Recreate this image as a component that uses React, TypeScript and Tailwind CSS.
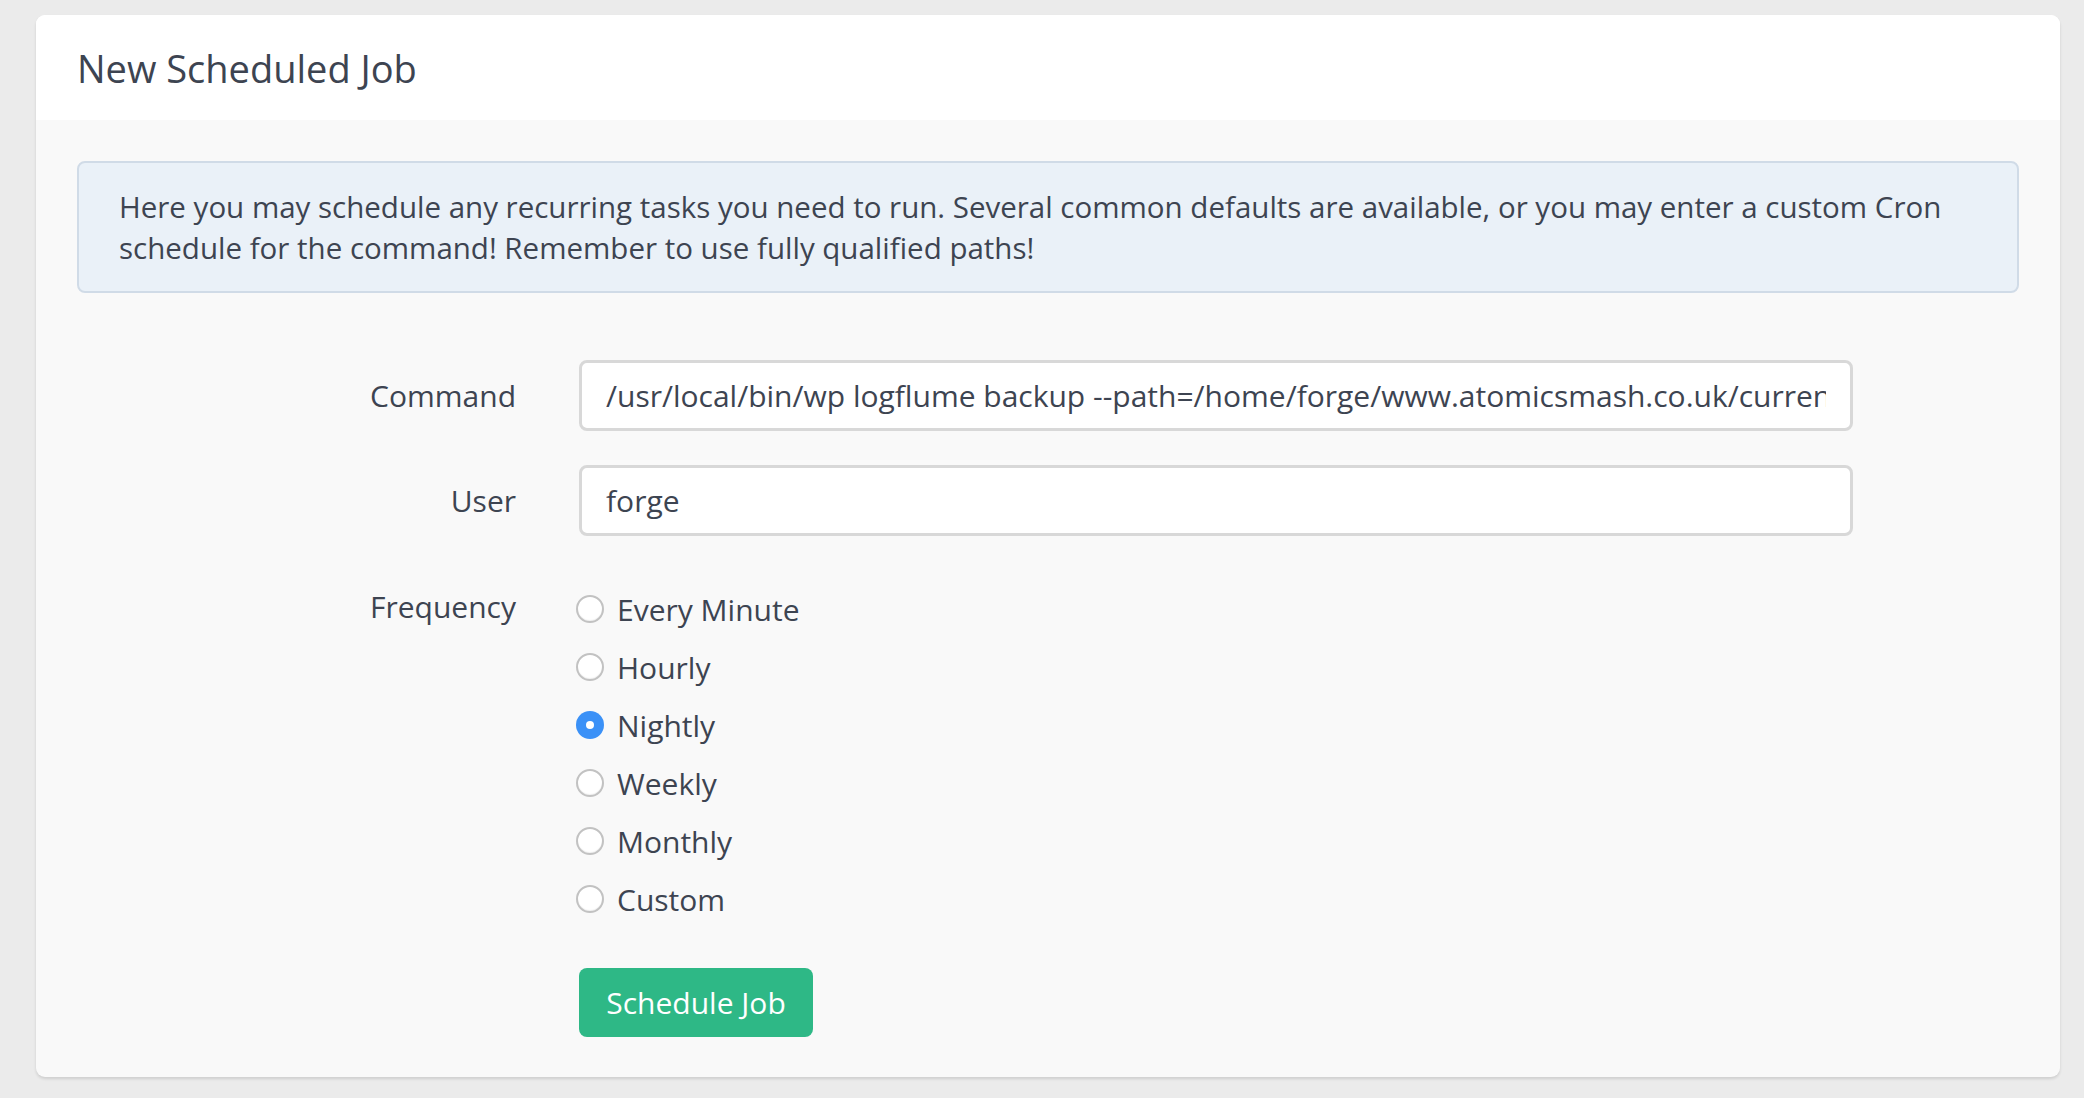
import { useState } from 'react';

const frequencies = ['Every Minute', 'Hourly', 'Nightly', 'Weekly', 'Monthly', 'Custom'];

function Radio({ checked }: { checked: boolean }) {
  if (checked) {
    return (
      <span className="flex h-[28px] w-[28px] shrink-0 items-center justify-center rounded-full bg-[#3b91f7]">
        <span className="h-[8px] w-[8px] rounded-full bg-white" />
      </span>
    );
  }
  return (
    <span className="h-[28px] w-[28px] shrink-0 rounded-full border-[2px] border-[#c2c2c2] bg-white shadow-[inset_0_-1px_1px_rgba(0,0,0,0.06)]" />
  );
}

export default function App() {
  const [frequency, setFrequency] = useState('Nightly');

  return (
    <div
      className="min-h-[1098px] bg-[#ebebeb] pl-[36px] pr-[24px] pt-[15px] text-[#3d4451]"
      style={{ fontFamily: '"Open Sans", "Liberation Sans", sans-serif' }}
    >
      <div className="overflow-hidden rounded-[9px] bg-[#f9f9f9] shadow-[0_2px_3px_rgba(0,0,0,0.12)]">
        {/* Header */}
        <div className="flex h-[105px] items-center bg-white px-[41px]">
          <h1 className="text-[38px] leading-none font-normal">New Scheduled Job</h1>
        </div>

        {/* Body */}
        <div className="px-[41px] pt-[41px] pb-[40px]">
          <div className="rounded-[8px] border-[2px] border-[#d0dbe7] bg-[#eaf1f8] px-[40px] py-[23px] text-[29.5px] leading-[41px]">
            Here you may schedule any recurring tasks you need to run. Several common defaults are available, or you
            may enter a custom Cron schedule for the command! Remember to use fully qualified paths!
          </div>

          <div className="mt-[67px] flex flex-col">
            {/* Command */}
            <div className="flex items-center gap-[63px]">
              <label className="w-[439px] text-right text-[30px]">Command</label>
              <input
                readOnly
                value="/usr/local/bin/wp logflume backup --path=/home/forge/www.atomicsmash.co.uk/current/wp"
                className="h-[71px] w-[1274px] rounded-[8px] border-[3px] border-[#d8d8d8] bg-white px-[24px] text-[30px] text-[#3d4451] outline-none"
              />
            </div>

            {/* User */}
            <div className="mt-[34px] flex items-center gap-[63px]">
              <label className="w-[439px] text-right text-[30px]">User</label>
              <input
                readOnly
                value="forge"
                className="h-[71px] w-[1274px] rounded-[8px] border-[3px] border-[#d8d8d8] bg-white px-[24px] text-[30px] text-[#3d4451] outline-none"
              />
            </div>

            {/* Frequency */}
            <div className="mt-[44px] flex gap-[60px]">
              <div className="flex h-[58px] w-[439px] items-center justify-end pb-[6px] text-[30px]">Frequency</div>
              <div className="flex flex-col">
                {frequencies.map((f) => (
                  <button
                    key={f}
                    onClick={() => setFrequency(f)}
                    className="flex h-[58px] items-center gap-[13px] text-left text-[30px]"
                  >
                    <Radio checked={frequency === f} />
                    <span>{f}</span>
                  </button>
                ))}
              </div>
            </div>

            {/* Submit */}
            <div className="mt-[40px] flex gap-[63px]">
              <div className="w-[439px]" />
              <button className="h-[69px] w-[234px] rounded-[8px] bg-[#2eb886] text-[30px] text-white">
                Schedule Job
              </button>
            </div>
          </div>
        </div>
      </div>
    </div>
  );
}
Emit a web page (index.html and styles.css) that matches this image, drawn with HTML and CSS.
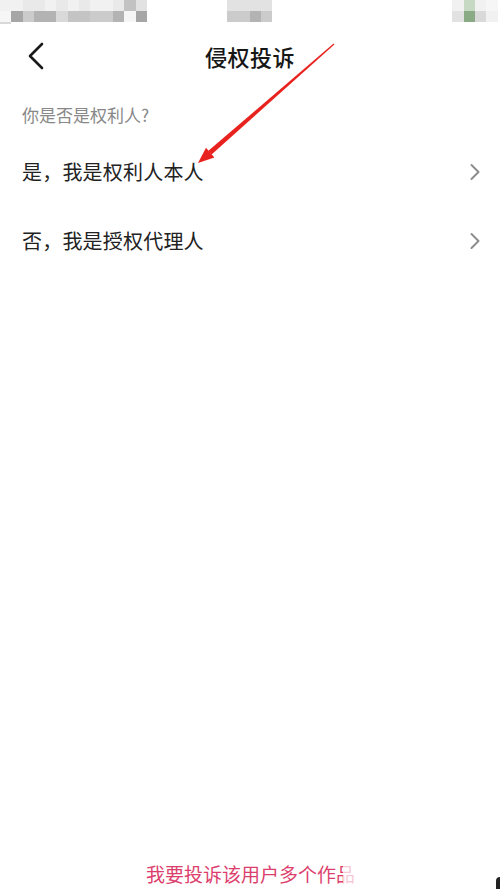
FILE: index.html
```html
<!DOCTYPE html>
<html lang="zh-CN">
<head>
<meta charset="utf-8">
<title>侵权投诉</title>
<link rel="stylesheet" href="styles.css">
</head>
<body>
<div class="page">
  <div class="status">
    <div class="pix pix-left">
      <span class="c1"></span><span class="c1"></span><span class="c2"></span><span class="c2"></span><span class="c1"></span><span class="c2"></span><span class="c1"></span><span class="c2"></span><span class="c1"></span><span class="c1"></span><span class="c2"></span><span class="g5"></span><span class="c3"></span>
      <span class="c0"></span><span class="g1"></span><span class="g3"></span><span class="g2"></span><span class="g2"></span><span class="g4"></span><span class="g25"></span><span class="g25"></span><span class="g3"></span><span class="g3"></span><span class="g2"></span><span class="c0"></span><span class="g1"></span><span class="g4"></span>
    </div>
    <div class="pix pix-mid">
      <span class="c3"></span><span class="c3"></span><span class="c3"></span><span class="c3"></span>
      <span class="g3"></span><span class="g3"></span><span class="g2"></span><span class="g3"></span>
    </div>
    <div class="pix pix-right">
      <span class="c1"></span><span class="gr1"></span><span class="c1"></span><span class="c0"></span>
      <span class="c3"></span><span class="gr2"></span><span class="g4"></span><span class="c1"></span>
    </div>
  </div>

  <header class="nav">
    <div class="nav-back">
      <svg width="18" height="28" viewBox="0 0 18 28"><path d="M15 2 L3 14 L15 26" fill="none" stroke="#1a1a1a" stroke-width="2.6" stroke-linecap="round" stroke-linejoin="round"/></svg>
    </div>
    <h1 class="nav-title">侵权投诉</h1>
    <div class="nav-side"></div>
  </header>

  <p class="question">你是否是权利人?</p>

  <ul class="options">
    <li class="option">
      <span class="option-text">是，我是权利人本人</span>
      <svg class="chev" width="12" height="18" viewBox="0 0 12 18"><path d="M2.5 2 L9.5 9 L2.5 16" fill="none" stroke="#8c8c8c" stroke-width="2" stroke-linecap="round" stroke-linejoin="round"/></svg>
    </li>
    <li class="option">
      <span class="option-text">否，我是授权代理人</span>
      <svg class="chev" width="12" height="18" viewBox="0 0 12 18"><path d="M2.5 2 L9.5 9 L2.5 16" fill="none" stroke="#8c8c8c" stroke-width="2" stroke-linecap="round" stroke-linejoin="round"/></svg>
    </li>
  </ul>

  <footer class="footer">
    <span class="footer-link">我要投诉该用户多个作品</span>
  </footer>

  <div class="watermark"></div>
  <div class="corner"></div>

  <svg class="annot" width="500" height="889" viewBox="0 0 500 889">
    <polygon points="334.4,44.5 333.6,43.5 208.4,150.8 211.6,154.4" fill="#e8231f"/>
    <polygon points="198,163 206,147.8 214.4,157.4" fill="#e8231f"/>
  </svg>
</div>
</body>
</html>
```

FILE: styles.css
```css
* { box-sizing: border-box; }
html, body { margin: 0; padding: 0; background: #fff; }
body {
  font-family: "Noto Sans CJK SC", "Noto Sans", "Liberation Sans", sans-serif;
  width: 500px;
  height: 889px;
  overflow: hidden;
}
.page {
  position: relative;
  width: 500px;
  height: 889px;
  display: flex;
  flex-direction: column;
}

/* pixelated status bar */
.status {
  height: 24px;
  position: relative;
  display: flex;
}
.pix { display: grid; grid-template-rows: 11px 11px; grid-auto-flow: row; }
.pix span { display: block; }
.pix-left { grid-template-columns: repeat(13, 11.3px); margin-left: 0; }
.pix-mid { grid-template-columns: repeat(4, 11.4px); margin-left: 80px; }
.pix-right { grid-template-columns: repeat(4, 11.3px); margin-left: 180px; }
.c0 { background: #f6f6f6; }
.c1 { background: #f1f1f1; }
.c2 { background: #e9e9e9; }
.c3 { background: #e2e2e2; }
.g1 { background: #a6a6a6; }
.g2 { background: #b3b3b3; }
.g25 { background: #c4c4c4; }
.g3 { background: #cbcbcb; }
.g4 { background: #d9d9d9; }
.g5 { background: #c2c2c2; }
.gr1 { background: #c6d9c2; }
.gr2 { background: #8aaa85; }

/* navigation */
.nav {
  height: 64px;
  display: grid;
  grid-template-columns: 1fr auto 1fr;
  align-items: center;
}
.nav-back { padding-left: 27px; display: flex; align-items: center; }
.nav-title {
  margin: 0;
  font-size: 22px;
  font-weight: 500;
  color: #161616;
  letter-spacing: 0.5px;
  line-height: 30px;
}

.question {
  margin: 15px 0 0 22px;
  font-size: 17px;
  line-height: 23px;
  color: #888;
}

.options {
  list-style: none;
  margin: 11px 0 0;
  padding: 0;
}
.option {
  height: 69px;
  display: flex;
  align-items: center;
  justify-content: space-between;
  padding: 0 19px 0 22px;
}
.option-text {
  font-size: 20px;
  color: #222;
  line-height: 28px;
  letter-spacing: 0.2px;
}
.chev { display: block; }

.footer {
  margin-top: auto;
  padding-bottom: 2px;
  text-align: center;
}
.footer-link {
  font-size: 19px;
  line-height: 22px;
  color: #dc3f6e;
  padding-left: 1px;
}

.watermark {
  position: absolute;
  left: 343px;
  top: 822px;
  width: 152px;
  height: 67px;
  background: rgba(255, 255, 255, 0.72);
  border-radius: 6px;
}
.corner {
  position: absolute;
  right: 0;
  bottom: 0;
  width: 4px;
  height: 12px;
  background: #222;
  border-top-left-radius: 4px;
}
.annot {
  position: absolute;
  left: 0;
  top: 0;
  pointer-events: none;
}
```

· · · · ·

§ **Stated problem**
Restate the data word for word from its first line through the line with "const [frequency, setFrequency]", leaving out any picture along the way.

§ **Full response**
Recreate this image as a component that uses React, TypeScript and Tailwind CSS.
import { useState } from 'react';

const frequencies = ['Every Minute', 'Hourly', 'Nightly', 'Weekly', 'Monthly', 'Custom'];

function Radio({ checked }: { checked: boolean }) {
  if (checked) {
    return (
      <span className="flex h-[28px] w-[28px] shrink-0 items-center justify-center rounded-full bg-[#3b91f7]">
        <span className="h-[8px] w-[8px] rounded-full bg-white" />
      </span>
    );
  }
  return (
    <span className="h-[28px] w-[28px] shrink-0 rounded-full border-[2px] border-[#c2c2c2] bg-white shadow-[inset_0_-1px_1px_rgba(0,0,0,0.06)]" />
  );
}

export default function App() {
  const [frequency, setFrequency] = useState('Nightly');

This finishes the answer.